%%

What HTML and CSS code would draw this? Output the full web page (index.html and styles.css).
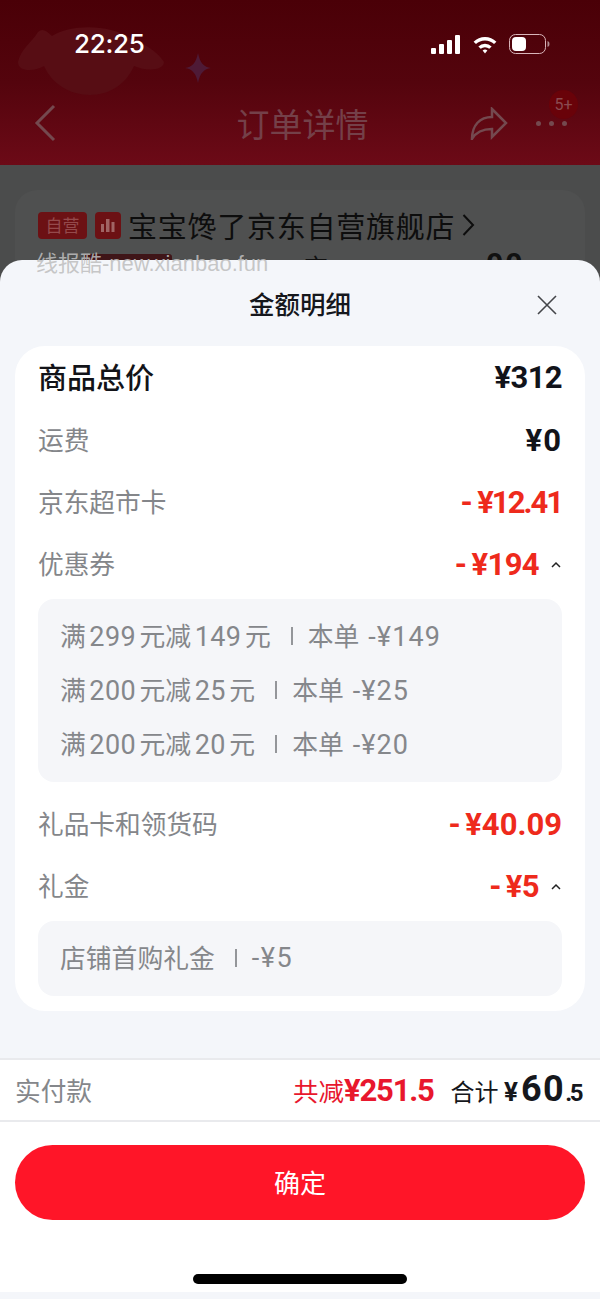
FILE: index.html
```html
<!DOCTYPE html>
<html lang="zh">
<head>
<meta charset="utf-8">
<title>金额明细</title>
<link rel="stylesheet" href="styles.css">
</head>
<body>
<div class="screen">
  <div class="behind">
    <header class="top">
      <svg class="deco" width="230" height="110" viewBox="0 0 230 110"><path class="deco-blob" d="M18 62C20 50 32 42 38 32c4-4 8-2 14 4 18-12 58-12 78 2 12 4 28 14 34 24 0 8-16 10-30 4-8 18-24 29-44 29s-38-11-46-29c-10 6-26 6-26-4z"/><path class="deco-star" d="M198 53c2 10 6 14 13 15-7 1-11 5-13 15-2-10-6-14-13-15 7-1 11-5 13-15z"/></svg>
      <div class="status">
        <span class="time">22:25</span>
        <div class="status-icons">
          <svg width="30" height="19" viewBox="0 0 30 19"><rect x="0" y="13" width="5" height="6" rx="1"/><rect x="8" y="9" width="5" height="10" rx="1"/><rect x="16" y="5" width="5" height="14" rx="1"/><rect x="24" y="0" width="5" height="19" rx="1"/></svg>
          <svg width="26" height="19" viewBox="0 0 26 20"><path d="M1 7a17 17 0 0 1 24 0l-2.500 2.600a13.500 13.500 0 0 0-19 0z"/><path d="M6 12a10 10 0 0 1 14 0l-2.500 2.600a6.500 6.500 0 0 0-9 0z"/><path d="M10.500 16.200a4 4 0 0 1 5 0L13 19.500z"/></svg>
          <svg width="41" height="20" viewBox="0 0 41 20"><rect class="batt" x="0.500" y="0.500" width="36" height="19" rx="6"/><rect x="3" y="3" width="14" height="14" rx="4"/><path class="batt-tip" d="M38.500 7v6a3 3 0 0 0 2-3 3 3 0 0 0-2-3z"/></svg>
        </div>
      </div>
      <div class="nav">
        <svg class="nav-back" width="24" height="38" viewBox="0 0 24 38"><path d="M20 2 3 19l17 17"/></svg>
        <span class="nav-title">订单详情</span>
        <svg class="nav-share" width="38" height="33" viewBox="0 0 38 33"><path d="M22 2l14 14-14 14v-8C12 22 6 25 2 32c0-14 8-22 20-22z"/></svg>
        <div class="nav-more"><i></i><i></i><i></i><span class="badge">5+</span></div>
      </div>
    </header>
    <section class="shop-card">
      <div class="shop-line">
        <span class="tag">自营</span>
        <span class="tag-icon"><svg width="14" height="14" viewBox="0 0 14 14"><rect x="0" y="6" width="3" height="8"/><rect x="5" y="1" width="3.500" height="13"/><rect x="10.500" y="4" width="3" height="10"/></svg></span>
        <span class="shop-name">宝宝馋了京东自营旗舰店</span>
        <svg class="shop-arrow" width="13" height="24" viewBox="0 0 13 24"><path d="M1.500 2 11 12l-9.500 10"/></svg>
      </div>
      <div class="shop-sub">
        <span class="sub-pill"></span>
        <span class="sub-text">京</span>
        <span class="sub-price">00</span>
      </div>
    </section>
  </div>
  <span class="watermark">线报酷-new.xianbao.fun</span>

  <main class="sheet">
    <div class="sheet-head">
      <h1 class="sheet-title">金额明细</h1>
      <svg class="close" width="20" height="20" viewBox="0 0 20 20"><path d="M1 1l18 18M19 1 1 19"/></svg>
    </div>
    <div class="card">
      <div class="row row-total"><span class="label">商品总价</span><span class="amt">¥312</span></div>
      <div class="row"><span class="label">运费</span><span class="amt amt-wide">¥0</span></div>
      <div class="row"><span class="label">京东超市卡</span><span class="amt red"><b class="minus">-</b><span class="tight">¥12.41</span></span></div>
      <div class="row"><span class="label">优惠券</span><span class="amt red"><b class="minus">-</b>¥194<svg class="chev" width="10" height="7" viewBox="0 0 10 7"><path d="M1 6l4-4 4 4"/></svg></span></div>
      <div class="detail">
        <div class="detail-line"><span>满<s>299</s>元减<s>149</s>元</span><i class="sep"></i><span>本单<s class="off">-¥149</s></span></div>
        <div class="detail-line"><span>满<s>200</s>元减<s>25</s>元</span><i class="sep"></i><span>本单<s class="off">-¥25</s></span></div>
        <div class="detail-line"><span>满<s>200</s>元减<s>20</s>元</span><i class="sep"></i><span>本单<s class="off">-¥20</s></span></div>
      </div>
      <div class="row"><span class="label">礼品卡和领货码</span><span class="amt red"><b class="minus">-</b><span class="loose">¥40.09</span></span></div>
      <div class="row"><span class="label">礼金</span><span class="amt red"><b class="minus">-</b>¥5<svg class="chev" width="10" height="7" viewBox="0 0 10 7"><path d="M1 6l4-4 4 4"/></svg></span></div>
      <div class="detail detail-single">
        <div class="detail-line"><span>店铺首购礼金</span><i class="sep"></i><s class="flat">-¥5</s></div>
      </div>
    </div>
    <div class="spacer"></div>
    <footer class="foot">
      <div class="pay">
        <span class="pay-label">实付款</span>
        <div class="pay-right">
          <span class="saved">共减<b>¥251.5</b></span>
          <span class="sum">合计 <em>¥</em><strong>60</strong><small>.5</small></span>
        </div>
      </div>
      <div class="action">
        <button class="confirm" type="button">确定</button>
        <div class="home"></div>
      </div>
    </footer>
    <div class="foot-end"></div>
  </main>
</div>
</body>
</html>
```

FILE: styles.css
```css
* { box-sizing: border-box; }
html, body { margin: 0; padding: 0; }
body {
  width: 600px;
  height: 1299px;
  overflow: hidden;
  font-family: "Noto Sans CJK SC", "Noto Sans", sans-serif;
}
.screen { position: relative; width: 600px; height: 1299px; overflow: hidden; background: #4b4c4c; }

.top {
  position: relative;
  height: 165px;
  background: linear-gradient(180deg, #4a0007 0%, #54040d 50%, #6c0a17 100%);
  overflow: hidden;
}
.deco { position: absolute; left: 0; top: 0; }
.deco-blob { fill: #570d14; }
.deco-star { fill: #4e1a36; }
.status {
  position: relative;
  display: flex;
  justify-content: space-between;
  align-items: center;
  height: 36px;
  margin-top: 26px;
  padding: 0 50px 0 74px;
}
.time { font: 500 26px/36px "Inter", "Roboto", sans-serif; color: #fff; letter-spacing: -0.3px; }
.status-icons { display: flex; align-items: center; gap: 11px; }
.status-icons svg { fill: #fff; display: block; }
.status-icons .batt { fill: none; stroke: #d9b5ba; stroke-width: 1; }
.status-icons .batt-tip { fill: #b08a90; }
.nav {
  position: relative;
  display: flex;
  align-items: center;
  height: 60px;
  margin-top: 31px;
  padding: 0 33px 0 34px;
}
.nav-back { fill: none; stroke: #74494f; stroke-width: 3; }
.nav-title {
  position: absolute;
  left: 0;
  right: 0;
  padding-left: 5px;
  text-align: center;
  font-size: 33px;
  line-height: 56px;
  color: #744049;
}
.nav-share { margin-left: auto; fill: none; stroke: #74494f; stroke-width: 2.500; }
.nav-more { position: relative; display: flex; gap: 8px; margin-left: 28px; }
.nav-more i { width: 5px; height: 5px; border-radius: 50%; background: #74494f; }
.badge {
  position: absolute;
  top: -31px;
  right: -11px;
  width: 29px;
  height: 29px;
  border-radius: 50%;
  background: #690209;
  color: #8a4a50;
  font: 16px/29px "Roboto", sans-serif;
  text-align: center;
}

.shop-card {
  height: 120px;
  margin: 25px 15px 0;
  padding: 19px 22px 0 23px;
  border-radius: 22px;
  background: #4f5050;
}
.shop-line { display: flex; align-items: center; height: 32px; }
.tag {
  width: 49px;
  height: 27px;
  border-radius: 4px;
  background: #6c1114;
  color: #944a4c;
  font-size: 17px;
  line-height: 26px;
  text-align: center;
}
.tag-icon {
  display: flex;
  align-items: center;
  justify-content: center;
  width: 26px;
  height: 27px;
  margin-left: 8px;
  border-radius: 4px;
  background: #6c1114;
}
.tag-icon svg { fill: #a06464; }
.shop-name { margin-left: 7px; font-size: 29px; line-height: 30px; letter-spacing: 0.75px; color: #0d0d0d; }
.shop-arrow { margin-left: 7px; fill: none; stroke: #0d0d0d; stroke-width: 2; }
.shop-sub { position: relative; display: flex; align-items: flex-start; height: 30px; margin-top: 13px; }
.sub-pill { width: 88px; height: 10px; margin-left: 46px; border-radius: 3px; background: #3f1518; }
.sub-text { margin-left: 132px; font-size: 24px; line-height: 24px; color: #111; }
.sub-price { margin-left: 158px; font: 700 30px/24px "Roboto", sans-serif; letter-spacing: 2px; color: #111; margin-top: -2px; }

.watermark {
  position: absolute;
  left: 36px;
  top: 249px;
  z-index: 2;
  font-size: 22px;
  line-height: 30px;
  color: rgba(190, 190, 190, 0.85);
  font-family: "Liberation Sans", "Noto Sans CJK SC", sans-serif;
}

.sheet {
  position: absolute;
  left: 0;
  right: 0;
  top: 260px;
  bottom: 0;
  display: flex;
  flex-direction: column;
  background: #f4f6fa;
  border-radius: 22px 22px 0 0;
}
.sheet-head { position: relative; flex: none; height: 86px; }
.sheet-title {
  margin: 0;
  padding-top: 24px;
  font-size: 25.500px;
  line-height: 38px;
  font-weight: 500;
  text-align: center;
  color: #15171c;
}
.close { position: absolute; right: 43px; top: 35px; fill: none; stroke: #44464a; stroke-width: 1.600; }

.card {
  flex: none;
  margin: 0 15px;
  padding: 0 23px;
  height: 665px;
  background: #fff;
  border-radius: 30px;
}
.row {
  display: flex;
  justify-content: space-between;
  align-items: center;
  height: 62px;
}
.row-total { height: 63px; }
.label { font-size: 25.700px; line-height: 36px; padding-bottom: 3px; color: #84868a; }
.row-total .label { font-size: 29px; font-weight: 500; color: #121318; }
.amt {
  display: flex;
  align-items: center;
  padding-top: 1px;
  font: 700 31px/36px "Roboto", sans-serif;
  letter-spacing: -0.6px;
  color: #11131a;
}
.amt-wide { letter-spacing: 1px; }
.amt.red { color: #ee2a1c; }
.tight { letter-spacing: -2px; }
.loose { letter-spacing: 0; }
.minus { font-weight: 700; margin-right: 5px; }
.chev { margin: 0 1px 0 12px; fill: none; stroke: #222; stroke-width: 1.500; }

.detail {
  height: 183px;
  margin: 4px 0 11px;
  padding: 11px 22px;
  border-radius: 16px;
  background: #f5f6f9;
}
.detail-single { height: 75px; margin: 4px 0 0; }
.detail-line {
  display: flex;
  align-items: center;
  height: 54px;
  padding-bottom: 5px;
  font-size: 25.800px;
  color: #85878b;
}
.detail s { text-decoration: none; font-family: "Roboto", sans-serif; font-size: 27px; margin: 0 3.500px; letter-spacing: 0.4px; }
.detail s.off { margin: 0 0 0 9px; letter-spacing: 1.100px; }
.detail s.flat { margin: 3px 0 0; letter-spacing: 1.500px; }
.sep { width: 2px; height: 18px; margin: 2px 15px 0 20px; background: #94969a; }

.spacer { flex: none; height: 47px; }
.foot { flex: 1; display: flex; flex-direction: column; background: #fff; }
.pay {
  flex: none;
  display: flex;
  justify-content: space-between;
  align-items: center;
  height: 64px;
  padding: 0 17px 2px 15px;
  border-top: 2px solid #e9eaed;
  border-bottom: 2px solid #e9eaed;
}
.pay-label { font-size: 25.700px; color: #85878b; }
.pay-right { display: flex; align-items: baseline; gap: 17px; }
.saved { font-size: 25.500px; color: #e8172d; }
.saved b { font: 700 31px/36px "Roboto", sans-serif; letter-spacing: -1.200px; }
.sum { font-size: 24px; color: #15171c; }
.sum em { font: 700 26px "Roboto", sans-serif; }
.sum strong { margin-left: 3px; font: 700 36px "Roboto", sans-serif; letter-spacing: 1.500px; }
.sum small { font: 700 24px "Roboto", sans-serif; letter-spacing: -2.500px; margin-right: 2px; }

.action { flex: 1; padding: 23px 15px 0; display: flex; flex-direction: column; align-items: center; }
.confirm {
  width: 100%;
  height: 75px;
  border: 0;
  padding: 0 0 2px;
  border-radius: 38px;
  background: #ff1528;
  color: #fff;
  font-family: inherit;
  font-size: 26px;
}
.home { width: 214px; height: 10px; margin-top: 54px; border-radius: 5px; background: #000; }
.foot-end { flex: none; height: 7px; background: #f4f6fa; }
```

%%

## Aim of the task
Copy out every line in the listing where the word "styles" appears.

## Solution to the problem
What HTML and CSS code would draw this? Output the full web page (index.html and styles.css).
<link rel="stylesheet" href="styles.css">
FILE: styles.css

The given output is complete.